A caveat: these results came after a learning curve. The first few weeks of AI-assisted content were mediocre. It took iteration on the prompts and honest editing to get the quality where it needed to be.
What I learned
Prompts are only as good as the context you give them. The first versions of my prompts produced mediocre results because I gave mediocre inputs. When I started including my brand voice description, examples of my best-performing posts, and specific audience details, the output quality jumped dramatically.
AI does not replace thinking. It replaces the execution. I still decide the strategy, the content pillars, the narrative arc of what I want to say this month. The AI handles the time-consuming part: turning those strategic decisions into finished posts across multiple platforms.

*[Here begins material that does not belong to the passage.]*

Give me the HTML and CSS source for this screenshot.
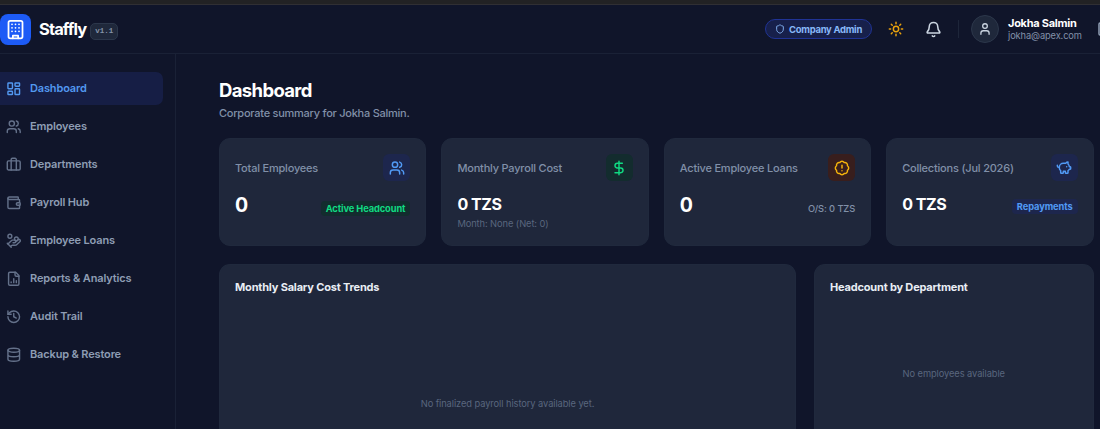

The editing pass matters. I spend about 30% of my two weekly hours editing AI output. Tweaking a phrase that does not sound like me, cutting a sentence that is too generic, adding a specific detail from my actual experience. The AI gives me a strong draft. I make it mine.
Not everyone should do this. If you genuinely hate writing and have no opinions about what your brand should say online, a good social media manager is worth the money. But if you are like me and your problem was time, not ideas, then AI prompts are a better solution.
The bottom line
The savings are real, but the bigger win is that the content sounds like me again. And I actually enjoy the process because it is a contained weekly task instead of this looming thing I was paying someone else to worry about.
The prompts above will get you started. The Spark prompt pack has the full set of social media prompts I built my system around, plus prompts for ad copy, email marketing, SEO content, and brand voice guidelines.
One honest note: this approach works best if your problem was time, not ideas. If you genuinely do not know what your brand should say, a good human strategist is still worth hiring. AI amplifies your voice — it does not create one from nothing.